The pandemic kept many people at home for longer periods of time than usual. People who wanted to stay busy took up hobbies to pass the time.
Milla Lopez Luchak is an independent crochet artist, and runs a crochet Instagram account where she shares and sells her craft.
“When the pandemic hit, I didn’t really have a hobby so I wanted to start doing something,” says Lopez.
“I learned to knit when I was a kid […] but I never tried crochet so I tried it out just because I was at home and didn’t know how to pass time. I bought some yarn, I bought a crochet needle and I started watching YouTube tutorials.”
When Lopez started her Instagram page in early 2021, it slowly gained traction. She amassed more than 17,000 followers over the 2021 holidays. She sells her crochet garments through commissions. Customers are free to contact Lopez directly and request particular garments. She is more than happy to deliver pieces with custom colours and different shapes.
For the last few months, she’s had to stop taking commissions because the demand for her infamous ‘bunny balaclava’ was too high for her to crochet alone. While she adores crocheting balaclavas, she says the crochet hand cramps are a real killjoy.
Once a hobby for elderly people, knitting and handmade pieces of clothing have seen a huge rise in popularity in the past few years. In particular, crochet has risen up the ranks in popularity and re-cemented its place in high fashion and knitting.
These funky, fluffy, fuzzy pieces are popping up in places like H&M, but more tellingly in high fashion houses such as Mui Mui, Issa Bolder, and more.
The Zara chain also collaborated with We Are Knitters, a brand that sells knitting kits for amateurs. The stores now sell kits to make a cross-body phone case, consisting of a needle, some yarn and a pattern.
As an independent artist, Lopez thinks that the implementation of crochet garments in fast-fashion is bad for the art. While knit garments can be made by machine, crochet can only be done by hand.
“Every fast fashion item that someone buys and is crocheted, someone got $5 for something that took them hours to make,” says Lopez. “If you buy a balaclava off some website for $15 it means someone got $3 an hour, even less, to make that. It’s the industry’s fault for paying their workers so little.”

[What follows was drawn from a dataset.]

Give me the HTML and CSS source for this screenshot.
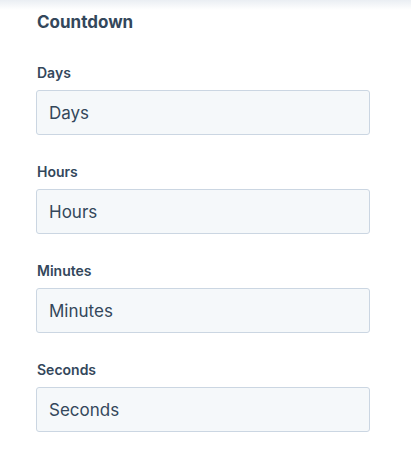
FILE: index.html
```html
<!DOCTYPE html>
<html>
<head>
<meta charset="utf-8">
<link rel="stylesheet" href="styles.css">
</head>
<body>
<div class="topshade"></div>
<div class="panel">
  <h2 class="title">Countdown</h2>
  <div class="field">
    <label class="label">Days</label>
    <div class="input">Days</div>
  </div>
  <div class="field">
    <label class="label">Hours</label>
    <div class="input">Hours</div>
  </div>
  <div class="field">
    <label class="label">Minutes</label>
    <div class="input">Minutes</div>
  </div>
  <div class="field">
    <label class="label">Seconds</label>
    <div class="input">Seconds</div>
  </div>
</div>
</body>
</html>
```
FILE: styles.css
```css
html, body {
  margin: 0;
  padding: 0;
  background: #ffffff;
}
body {
  font-family: "Inter", "Noto Sans", sans-serif;
  color: #33475b;
}
.topshade {
  height: 10px;
  background: linear-gradient(to bottom, #eaeef3, #ffffff);
}
.panel {
  padding: 0 41px 0 36px;
  display: flex;
  flex-direction: column;
}
.title {
  margin: 0 0 0 1px;
  font-size: 17px;
  line-height: 24px;
  font-weight: 700;
}
.field {
  display: flex;
  flex-direction: column;
  margin-top: 27px;
}
.field:first-of-type {
  margin-top: 29px;
}
.label {
  font-size: 14px;
  line-height: 20px;
  font-weight: 600;
  margin: 0 0 7px 1px;
}
.input {
  box-sizing: border-box;
  height: 45px;
  background: #f5f8fa;
  border: 1px solid #cbd6e2;
  border-radius: 3px;
  padding: 0 12px;
  display: flex;
  align-items: center;
  font-size: 17px;
  font-weight: 400;
  color: #33475b;
}
```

Leo Mchold owns a small personal textile company. Having been around the textile industry for decades, he sees big changes happening.

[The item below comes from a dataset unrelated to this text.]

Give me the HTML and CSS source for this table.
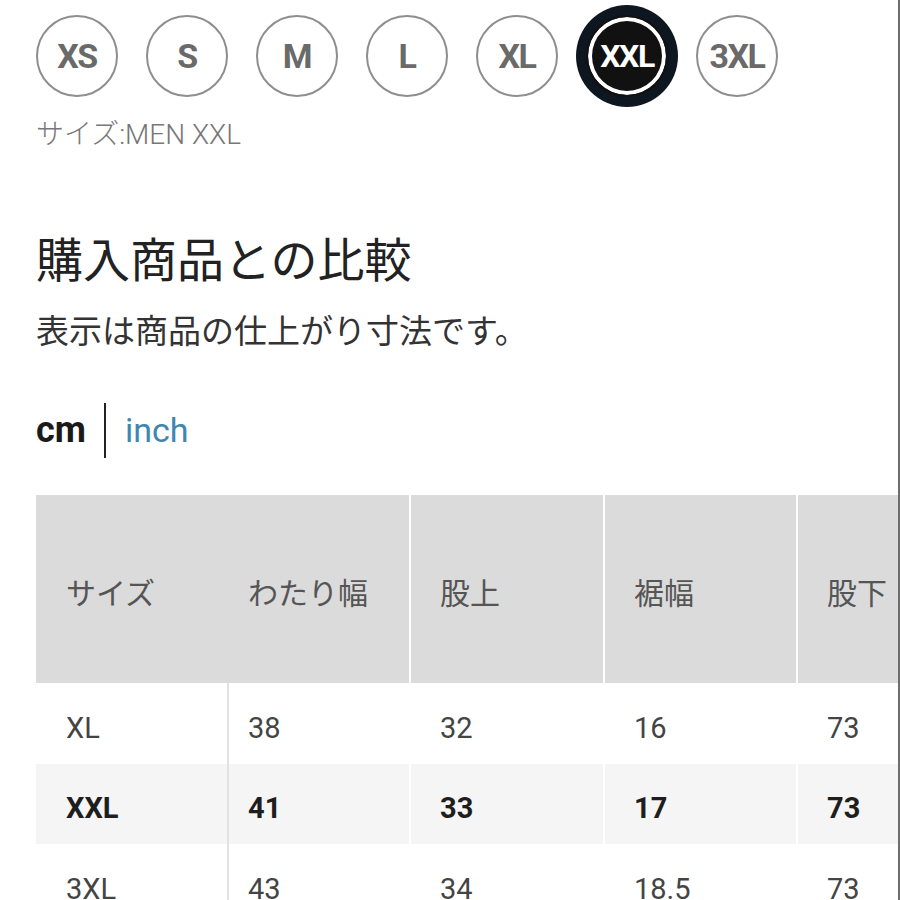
FILE: index.html
```html
<!DOCTYPE html>
<html lang="ja">
<head>
<meta charset="utf-8">
<link rel="stylesheet" href="styles.css">
</head>
<body>
<div class="page">
  <div class="sizes">
    <div class="size">XS</div>
    <div class="size">S</div>
    <div class="size">M</div>
    <div class="size">L</div>
    <div class="size">XL</div>
    <div class="size active">XXL</div>
    <div class="size">3XL</div>
  </div>
  <p class="size-label">サイズ:MEN XXL</p>
  <h2 class="title">購入商品との比較</h2>
  <p class="note">表示は商品の仕上がり寸法です。</p>
  <div class="units">
    <span class="unit-on">cm</span>
    <span class="sep"></span>
    <span class="unit-off">inch</span>
  </div>
  <table class="chart">
    <colgroup>
      <col class="c1"><col class="c2"><col class="c3"><col class="c4"><col class="c5">
    </colgroup>
    <thead>
      <tr>
        <th class="first">サイズ</th>
        <th class="second">わたり幅</th>
        <th>股上</th>
        <th>裾幅</th>
        <th>股下</th>
      </tr>
    </thead>
    <tbody>
      <tr>
        <td class="first">XL</td><td class="second">38</td><td>32</td><td>16</td><td>73</td>
      </tr>
      <tr class="current">
        <td class="first">XXL</td><td class="second">41</td><td>33</td><td>17</td><td>73</td>
      </tr>
      <tr>
        <td class="first">3XL</td><td class="second">43</td><td>34</td><td>18.5</td><td>73</td>
      </tr>
    </tbody>
  </table>
</div>
</body>
</html>
```

FILE: styles.css
```css
html, body {
  margin: 0;
  padding: 0;
  background: #fff;
}

.page {
  width: 900px;
  height: 900px;
  box-sizing: border-box;
  border-right: 2px solid #6e6e6e;
  overflow: hidden;
  padding: 15px 0 0 36px;
  font-family: "Noto Sans CJK JP", "Noto Sans", sans-serif;
}

.sizes {
  display: flex;
  gap: 28px;
}

.size {
  width: 82px;
  height: 82px;
  box-sizing: border-box;
  border-radius: 50%;
  border: 2px solid #8e8e8e;
  display: flex;
  align-items: center;
  justify-content: center;
  font-family: Roboto, "Liberation Sans", sans-serif;
  font-weight: 700;
  font-size: 34px;
  letter-spacing: -1.5px;
  color: #6a6a6a;
  flex: none;
}

.size.active {
  background: #111;
  color: #fff;
  font-size: 32px;
  border: 2px solid #111;
  box-shadow: inset 0 0 0 4px #fff, 0 0 0 10px #0e1620;
}

.size-label {
  margin: 20px 0 0;
  font-family: Roboto, "Noto Sans CJK JP", sans-serif;
  font-size: 28px;
  line-height: 36px;
  font-weight: 300;
  color: #777;
}

.title {
  margin: 74px 0 0;
  font-size: 47px;
  line-height: 60px;
  font-weight: 400;
  color: #222;
}

.note {
  margin: 20px 0 0;
  font-size: 33px;
  line-height: 44px;
  font-weight: 400;
  color: #333;
}

.units {
  margin-top: 51px;
  display: flex;
  align-items: center;
  height: 56px;
  font-family: Roboto, "Liberation Sans", sans-serif;
  font-size: 34px;
}

.unit-on {
  font-weight: 700;
  font-size: 36px;
  color: #1a1a1a;
}

.sep {
  width: 2px;
  height: 55px;
  background: #222;
  margin: 0 19px 0 18px;
}

.unit-off {
  color: #3f86b0;
  font-weight: 400;
}

.chart {
  margin-top: 37px;
  border-collapse: collapse;
  table-layout: fixed;
  width: 954px;
}

.chart .c1 { width: 192px; }
.chart .c2 { width: 182px; }
.chart .c3 { width: 194px; }
.chart .c4 { width: 193px; }
.chart .c5 { width: 193px; }

.chart th {
  height: 188px;
  padding: 4px 0 0 29px;
  box-sizing: border-box;
  background: #dbdbdb;
  text-align: left;
  font-weight: 400;
  font-size: 30px;
  color: #555;
  border-left: 2px solid #fff;
}

.chart th.first {
  border-left: none;
  padding-left: 30px;
}

.chart th.second {
  border-left: none;
  padding-left: 20px;
}

.chart td {
  height: 81px;
  padding: 8px 0 0 29px;
  box-sizing: border-box;
  font-family: Roboto, "Liberation Sans", sans-serif;
  font-size: 29px;
  font-weight: 400;
  color: #444;
  border-left: 2px solid #fff;
}

.chart td.first {
  border-left: none;
  border-right: 2px solid #e2e2e2;
  padding-left: 30px;
}

.chart td.second {
  border-left: none;
  padding-left: 19px;
}

.chart tr.current td {
  background: #f5f5f5;
  font-weight: 700;
  color: #1e1e1e;
  height: 80px;
}
```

“This new generation is very open-minded and I think it plays into why crochet is so popular nowadays,” says Mchold. “It is a unique art that can be worn in many different ways […] whether it be comfort or as a statement piece. I say this because crochet is really a variation of knitting that has come back and been popularised by the younger generation. The pieces that I see and would handle first-hand are all bought and sold by people under thirty.”
Mchold has coached a few people in his social circle on how to crochet. He says he believes Montreal’s artistic environment helps every crochet artist expand their network, making the movement even bigger in the multicultural city. When asked about his experiences, he said the following.
“[Montreal] has always been appreciative of the arts. I mean, look, we have ‘Just for Laughs’, we have a huge theatre and fashion industry. It’s really no surprise crochet has taken off the way it has.”
To Mchold, it was just a matter of time before crochet blew up.
To Melanie Loubert, it was a matter of how. Loubert co-founded Vetements Mamé, a company that sells various crochet/knit pieces and collections. She too picked up the single needle-hook as a hobby during the height of the pandemic, but took it a step further when starting her own company.
Unlike many of the popular independent crochet and knit Instagram pages, Loubert wanted to create a label, with an entire business model that includes branding, marketing and collection releases.
From a small side hustle to an entire company, Loubert transitioned from making approximate guesses to price crochet pieces, to having people make statistical calculations about pricing and sales.
“At first, yes, it was like a little hobby. But now we’re actually putting a lot of time into this and it’s actually becoming a bigger business. We have people working for us so it’s important that we calculate everything and think about our predictions for up to the next five years,” says Loubert.
For Loubert, Montreal was the dream city to start a crochet business in. The crochet scene is huge in the city, allowing Vetement Mamé to reach a wider demographic of people.
“It’s Montreal all the way. I could say I would love to be in New York, but if I was in New York or in London which are already really big fashion cities, how can you make a name for yourself when everyone else is trying to?” explains Loubert. “We’ve started a year and a half ago and people in the city are already calling us for big festivals, and people are borrowing our clothes for photoshoots for Little Burgundy and Aldo.”
Loubert is confident the trend of crochet is here to stay, especially in Montreal. And she plans to ride the upswing.